Probleme gibt es auch noch mit proprietären Grafiktreibern wie denen von Nvidia. GNOME und auch Plasma arbeiten am Nachrüsten, um die verbleibenden Defizite gegenüber X11 auszugleichen. Beim MATE-Desktop und bei Xfce ist Wayland-Integration geplant, bei Cinnamon zumindest in der Diskussion. Schon lange unterstützt wird Wayland bei Enlightenment.

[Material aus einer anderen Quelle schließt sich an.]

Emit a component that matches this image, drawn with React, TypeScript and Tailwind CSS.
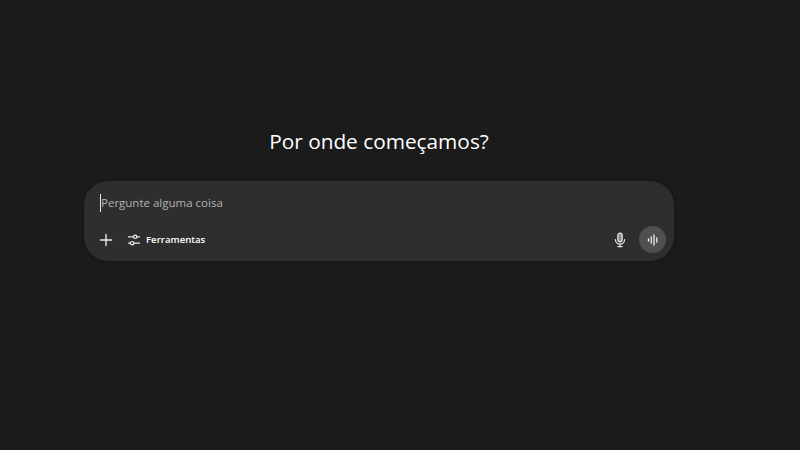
import React from "react";

export default function App() {
  return (
    <div className="w-[800px] h-[450px] overflow-hidden bg-[#1b1b1b] flex flex-col items-center pt-[126px] pr-[42px] font-['Open_Sans','Noto_Sans',sans-serif]">
      <h1 className="text-[20.8px] leading-[30px] font-normal text-white whitespace-nowrap">Por onde começamos?</h1>
      <div className="mt-[25px] w-[590px] h-[80px] rounded-[24px] bg-[#2e2e2e] shadow-[0_0_3px_rgba(0,0,0,0.4)] flex flex-col pl-[15px] pr-[8px]">
        <div className="mt-[12px] h-[19px] flex items-center pl-px">
          <span className="w-px h-[18px] bg-[#e8e8e8]"></span>
          <span className="text-[11.5px] leading-[19px] text-[#b4b4b4] whitespace-nowrap">Pergunte alguma coisa</span>
        </div>
        <div className="mt-[14px] flex items-center">
          <svg width="14" height="14" viewBox="0 0 14 14" fill="none" stroke="#f0f0f0" strokeWidth="1.3" strokeLinecap="round">
            <path d="M7 1.5v11M1.5 7h11" />
          </svg>
          <svg className="ml-[14px]" width="14" height="14" viewBox="0 0 14 14" fill="none" stroke="#ececec" strokeWidth="1.2" strokeLinecap="round">
            <path d="M1.5 3.8h5M10 3.8h2.5M1.5 10.2h2M7 10.2h5.5" />
            <circle cx="8.2" cy="3.8" r="1.7" />
            <circle cx="5.2" cy="10.2" r="1.7" />
          </svg>
          <span className="ml-[5px] text-[9.6px] leading-[16px] font-semibold text-white whitespace-nowrap">Ferramentas</span>
          <svg className="ml-auto" width="14" height="16" viewBox="0 0 14 16" fill="none" stroke="#e8e8e8" strokeWidth="1.2" strokeLinecap="round">
            <rect x="4.8" y="1.2" width="4.4" height="8.6" rx="2.2" fill="#8a8a8a" />
            <path d="M2.4 7.6a4.6 4.6 0 0 0 9.2 0M7 12.4V14.6M5 14.6h4" />
          </svg>
          <div className="ml-[12px] w-[27px] h-[27px] rounded-full bg-[#505050] flex items-center justify-center">
            <svg width="12" height="12" viewBox="0 0 12 12" fill="none" stroke="#f0f0f0" strokeWidth="1.3" strokeLinecap="round">
              <path d="M1.5 5v2M4.2 3v6M7 1v10M9.8 4v4" />
            </svg>
          </div>
        </div>
      </div>
    </div>
  );
}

Auch bei den Browsern geht die Integration voran.
Ubuntu will nachziehen
Neben Fedora hatte auch Canonical den Schritt zu Wayland als Standard mit Ubuntu 17.10 »Artful Aardvark« vollzogen, ging aber mit dem langzeitunterstützten Ubuntu 18.04 »Bionic Beaver« wieder einen Schritt zurück und lieferte X11 als Standard aus und stellte Wayland alternativ als technische Vorschau bereit. Damals ging Mark Shuttleworth davon aus, dass Ubuntu 20.04 LTS voraussichtlich die erste langzeitunterstützte Version mit Wayland am Ruder sein werde.
Langsame Ablösung
Die Adaption von Wayland in den Distributionen wird nicht über Nacht voranschreiten, aber es bewegt sich was. So wird das im Sommer 2019 erwartete Debian 10 »Buster« in der Standard-Version mit GNOME vermutlich Wayland als Standard setzen. Von anderen Distributionen sind mir keine konkreten Pläne für Wayland als Standard bekannt. X11 wird uns also noch eine Weile begleiten.